Dari sekian pengunjung yang baru masuk, tampaknya tidak ada seorang pun yang saya kenal. mereka pun (mungkin) tidak mengenali saya yang sudah berumur 60 tahun lebih ini.
Ketika selesai menikmati soto, saya segera mendekati lapak yang menyajikan gorengan. Saya menanyakan pesanan gorengan yang sudah saya sampaikan sebelum duduk.
"Sebentar, Pak. Masih digoreng. Bapak pesan tempe, ya?"
"Betul. Berapa satu?"
"Dua ribu, Pak!"
Satu potong tempe goreng tepung dengan harga dua ribu rupiah. Saya pun segera menjawab bahwa saya perlu tiga potong. Dalam pemikiran saya, ukuran tempe tepung tidak terlalu besar. Itu mengacu pada ukuran tempe yang sering digoreng istri tercinta di rumah.
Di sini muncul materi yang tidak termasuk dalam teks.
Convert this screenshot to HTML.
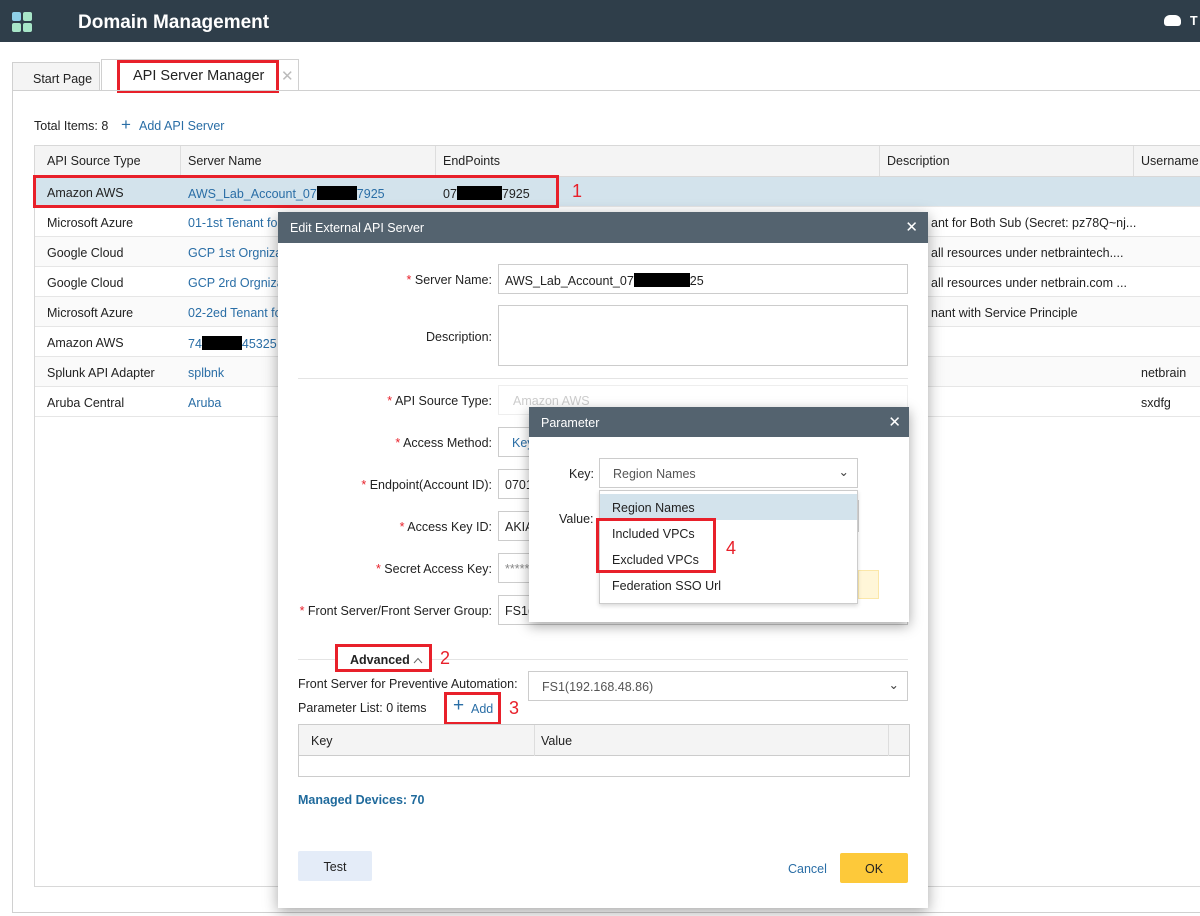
<!DOCTYPE html>
<html><head><meta charset="utf-8"><style>
*{box-sizing:border-box;margin:0;padding:0}
body{width:1200px;height:916px;position:relative;overflow:hidden;background:#fff;font-family:"Liberation Sans",sans-serif;font-size:12.5px;color:#222}
.a{position:absolute;white-space:nowrap}
.hdr{left:0;top:0;width:1200px;height:42px;background:#2f3e4a}
.red{border:3px solid #e8202a}
.rn{color:#e8202a;font-size:18px}
.lnk{color:#2a6ea6}
.row{position:absolute;left:35px;width:1165px;height:30px;border-bottom:1px solid #e6e6e6}
.row span{position:absolute;top:9px;white-space:nowrap}
.lbl{position:absolute;right:0;text-align:right;width:200px}
.lbl b{color:#e8202a;font-weight:normal}
.inp{position:absolute;border:1px solid #ccc;background:#fff;padding:8px 6px;white-space:nowrap}
</style></head><body>
<div class="a hdr"></div>
<div class="a" style="left:12px;top:12px;width:20px;height:20px">
<div class="a" style="left:0;top:0;width:9px;height:9px;background:#8fd0e8;border-radius:2px"></div>
<div class="a" style="left:11px;top:0;width:9px;height:9px;background:#a8e6c8;border-radius:2px"></div>
<div class="a" style="left:0;top:11px;width:9px;height:9px;background:#a8e6c8;border-radius:2px"></div>
<div class="a" style="left:11px;top:11px;width:9px;height:9px;background:#a8e6c8;border-radius:2px"></div></div>
<div class="a" style="left:78px;top:12px;color:#fff;font-size:19px;font-weight:bold">Domain Management</div>
<div class="a" style="left:1164px;top:15px;width:17px;height:11px;background:#fff;border-radius:6px 6px 3px 3px"></div>
<div class="a" style="left:1190px;top:14px;color:#fff;font-weight:bold">T</div>
<!-- tabs -->
<div class="a" style="left:12px;top:62px;width:88px;height:29px;background:#f4f4f4;border:1px solid #d0d0d0;border-bottom:none;padding:9px 0 0 20px">Start Page</div>
<div class="a" style="left:101px;top:59px;width:198px;height:32px;background:#fff;border:1px solid #d0d0d0;border-bottom:none"></div>
<div class="a red" style="left:117px;top:60px;width:162px;height:33px;padding:5px 0 0 13px;font-size:14.5px">API Server Manager</div>
<div class="a" style="left:281px;top:67px;color:#bbb;font-size:15px">✕</div>
<div class="a" style="left:12px;top:90px;width:1200px;height:823px;border:1px solid #d0d0d0;border-right:none"></div>
<div class="a" style="left:34px;top:119px">Total Items: 8</div>
<div class="a lnk" style="left:121px;top:115px;font-size:17px">+</div>
<div class="a lnk" style="left:139px;top:119px">Add API Server</div>
<!-- table -->
<div class="a" style="left:34px;top:145px;width:1170px;height:742px;border:1px solid #d8d8d8"></div>
<div class="a" style="left:35px;top:146px;width:1165px;height:31px;background:#f4f4f4;border-bottom:1px solid #d8d8d8"></div>
<div class="a" style="left:180px;top:146px;width:1px;height:30px;background:#ddd"></div>
<div class="a" style="left:435px;top:146px;width:1px;height:30px;background:#ddd"></div>
<div class="a" style="left:879px;top:146px;width:1px;height:30px;background:#ddd"></div>
<div class="a" style="left:1133px;top:146px;width:1px;height:30px;background:#ddd"></div>
<div class="a" style="left:47px;top:154px">API Source Type</div>
<div class="a" style="left:188px;top:154px">Server Name</div>
<div class="a" style="left:443px;top:154px">EndPoints</div>
<div class="a" style="left:887px;top:154px">Description</div>
<div class="a" style="left:1141px;top:154px">Username</div>
<div class="row" style="top:177px;background:#d3e3ec"><span style="left:12px">Amazon AWS</span><span class="lnk" style="left:153px">AWS_Lab_Account_07<i style="display:inline-block;width:40px;height:14px;background:#000;vertical-align:-2px"></i>7925</span><span style="left:408px">07<i style="display:inline-block;width:45px;height:14px;background:#000;vertical-align:-2px"></i>7925</span></div>
<div class="row" style="top:207px"><span style="left:12px">Microsoft Azure</span><span class="lnk" style="left:153px">01-1st Tenant fo</span><span style="left:896px">ant for Both Sub (Secret: pz78Q~nj...</span></div>
<div class="row" style="top:237px;background:#fafafa"><span style="left:12px">Google Cloud</span><span class="lnk" style="left:153px">GCP 1st Orgniza</span><span style="left:896px">all resources under netbraintech....</span></div>
<div class="row" style="top:267px"><span style="left:12px">Google Cloud</span><span class="lnk" style="left:153px">GCP 2rd Orgniza</span><span style="left:896px">all resources under netbrain.com ...</span></div>
<div class="row" style="top:297px;background:#fafafa"><span style="left:12px">Microsoft Azure</span><span class="lnk" style="left:153px">02-2ed Tenant fo</span><span style="left:896px">nant with Service Principle</span></div>
<div class="row" style="top:327px"><span style="left:12px">Amazon AWS</span><span class="lnk" style="left:153px">74<i style="display:inline-block;width:40px;height:14px;background:#000;vertical-align:-2px"></i>45325</span></div>
<div class="row" style="top:357px;background:#fafafa"><span style="left:12px">Splunk API Adapter</span><span class="lnk" style="left:153px">splbnk</span><span style="left:1106px">netbrain</span></div>
<div class="row" style="top:387px"><span style="left:12px">Aruba Central</span><span class="lnk" style="left:153px">Aruba</span><span style="left:1106px">sxdfg</span></div>
<div class="a red" style="left:33px;top:175px;width:526px;height:33px"></div>
<div class="a rn" style="left:572px;top:181px">1</div>
<!-- modal -->
<div class="a" style="left:278px;top:212px;width:650px;height:696px;background:#fff;box-shadow:0 4px 14px rgba(0,0,0,.35)"></div>
<div class="a" style="left:278px;top:212px;width:650px;height:31px;background:#54636f;color:#fff;padding:9px 12px">Edit External API Server<span style="position:absolute;right:10px;top:6px;font-size:15px">✕</span></div>
<div class="a" style="left:292px;top:273px;width:200px;height:14px"><div class="lbl"><b>*</b> Server Name:</div></div>
<div class="inp" style="left:498px;top:264px;width:410px;height:30px">AWS_Lab_Account_07<i style="display:inline-block;width:56px;height:14px;background:#000;vertical-align:-2px"></i>25</div>
<div class="a" style="left:292px;top:330px;width:200px;height:14px"><div class="lbl">Description:</div></div>
<div class="inp" style="left:498px;top:305px;width:410px;height:61px"></div>
<div class="a" style="left:298px;top:378px;width:610px;height:1px;background:#e4e4e4"></div>
<div class="a" style="left:292px;top:394px;width:200px;height:14px"><div class="lbl"><b>*</b> API Source Type:</div></div>
<div class="inp" style="left:498px;top:385px;width:410px;height:30px;color:#ccc;border-color:#eee;padding-left:14px">Amazon AWS</div>
<div class="a" style="left:292px;top:436px;width:200px;height:14px"><div class="lbl"><b>*</b> Access Method:</div></div>
<div class="inp lnk" style="left:498px;top:427px;width:410px;height:30px;padding-left:13px">Key</div>
<div class="a" style="left:292px;top:478px;width:200px;height:14px"><div class="lbl"><b>*</b> Endpoint(Account ID):</div></div>
<div class="inp" style="left:498px;top:469px;width:410px;height:30px">0701</div>
<div class="a" style="left:292px;top:520px;width:200px;height:14px"><div class="lbl"><b>*</b> Access Key ID:</div></div>
<div class="inp" style="left:498px;top:511px;width:410px;height:30px">AKIA</div>
<div class="a" style="left:292px;top:562px;width:200px;height:14px"><div class="lbl"><b>*</b> Secret Access Key:</div></div>
<div class="inp" style="left:498px;top:553px;width:410px;height:30px;color:#888">*****</div>
<div class="a" style="left:292px;top:604px;width:200px;height:14px"><div class="lbl"><b>*</b> Front Server/Front Server Group:</div></div>
<div class="inp" style="left:498px;top:595px;width:410px;height:30px">FS1(</div>
<div class="a" style="left:298px;top:659px;width:610px;height:1px;background:#e4e4e4"></div>
<div class="a red" style="left:335px;top:644px;width:97px;height:28px;background:#fff;padding:6px 0 0 12px;font-weight:bold">Advanced <svg width="10" height="7" viewBox="0 0 10 7" style="vertical-align:0"><path d="M1 6 L5 1.5 L9 6" fill="none" stroke="#666" stroke-width="1"/></svg></div>
<div class="a rn" style="left:440px;top:648px">2</div>
<div class="a" style="left:298px;top:677px">Front Server for Preventive Automation:</div>
<div class="inp" style="left:528px;top:671px;width:380px;height:30px;color:#555;padding-left:13px">FS1(192.168.48.86)<span style="position:absolute;right:8px;top:5px;color:#444">⌄</span></div>
<div class="a" style="left:298px;top:701px">Parameter List: 0 items</div>
<div class="a red" style="left:444px;top:692px;width:57px;height:33px"></div>
<div class="a lnk" style="left:453px;top:695px;font-size:19px">+</div>
<div class="a lnk" style="left:471px;top:702px">Add</div>
<div class="a rn" style="left:509px;top:698px">3</div>
<div class="a" style="left:298px;top:724px;width:612px;height:53px;border:1px solid #ccc"></div>
<div class="a" style="left:299px;top:725px;width:610px;height:31px;background:#f4f4f4;border-bottom:1px solid #ccc"></div>
<div class="a" style="left:534px;top:725px;width:1px;height:31px;background:#ddd"></div>
<div class="a" style="left:888px;top:725px;width:1px;height:31px;background:#ddd"></div>
<div class="a" style="left:311px;top:734px">Key</div>
<div class="a" style="left:541px;top:734px">Value</div>
<div class="a" style="left:298px;top:793px;color:#1f6a9c;font-weight:bold">Managed Devices: 70</div>
<div class="a" style="left:298px;top:851px;width:74px;height:30px;background:#e4ecf8;border-radius:2px;text-align:center;padding-top:9px">Test</div>
<div class="a lnk" style="left:788px;top:862px">Cancel</div>
<div class="a" style="left:840px;top:853px;width:68px;height:30px;background:#fdc93a;border-radius:2px;text-align:center;padding-top:9px">OK</div>
<!-- parameter dialog -->
<div class="a" style="left:529px;top:407px;width:380px;height:215px;background:#fff;box-shadow:0 4px 12px rgba(0,0,0,.35)"></div>
<div class="a" style="left:529px;top:407px;width:380px;height:30px;background:#54636f;color:#fff;padding:9px 12px">Parameter<span style="position:absolute;right:8px;top:6px;font-size:15px">✕</span></div>
<div class="a" style="left:569px;top:467px">Key:</div>
<div class="inp" style="left:599px;top:458px;width:259px;height:30px;color:#555;padding-left:13px">Region Names<span style="position:absolute;right:8px;top:5px;color:#444">⌄</span></div>
<div class="a" style="left:559px;top:512px">Value:</div>
<div class="a" style="left:856px;top:500px;width:3px;height:32px;border:1px solid #ccc;border-left:none"></div>
<div class="a" style="left:858px;top:570px;width:21px;height:29px;background:#fff6d8;border:1px solid #fbe7a8"></div>
<div class="a" style="left:599px;top:490px;width:259px;height:114px;background:#fff;border:1px solid #ccc;box-shadow:0 2px 4px rgba(0,0,0,.15)"></div>
<div class="a" style="left:600px;top:494px;width:257px;height:26px;background:#d3e3ec;padding:7px 12px">Region Names</div>
<div class="a" style="left:612px;top:527px">Included VPCs</div>
<div class="a" style="left:612px;top:553px">Excluded VPCs</div>
<div class="a" style="left:612px;top:579px">Federation SSO Url</div>
<div class="a red" style="left:596px;top:518px;width:120px;height:55px"></div>
<div class="a rn" style="left:726px;top:538px">4</div>
</body></html>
"Baik, Pak. Nanti saya antarkan di meja!"
Tidak berapa lama, tiga potong tempe goreng tepung diantarkan ke meja di tempat saya duduk. Saya merasa kaget karena ukuran tempe yang cukup besar. Bisakah saya menghabiskan tiga potong tempe goreng itu?
Nasi yang berada di mangkok tidak habis saya santap, sekarang ada tambahan tiga buah tempe goreng. Untung ada sambal disertakan dalam sebuah piring kecil. Dengan mencelupkan tempe ke dalam sambal, semangat untuk makan akan bdrtambah.
Dengan perlahan saya potong tempe goreng sedikit demi sedikit. saya celupkan ke dalam piring kecil berisi sambal. Tempe terasa masih hangat. Pelan-pelan saya kunyah sedikit demi sedikit. Tempe bukan karbohidrat sehingga saya tidak khawatir menyantap tempe itu.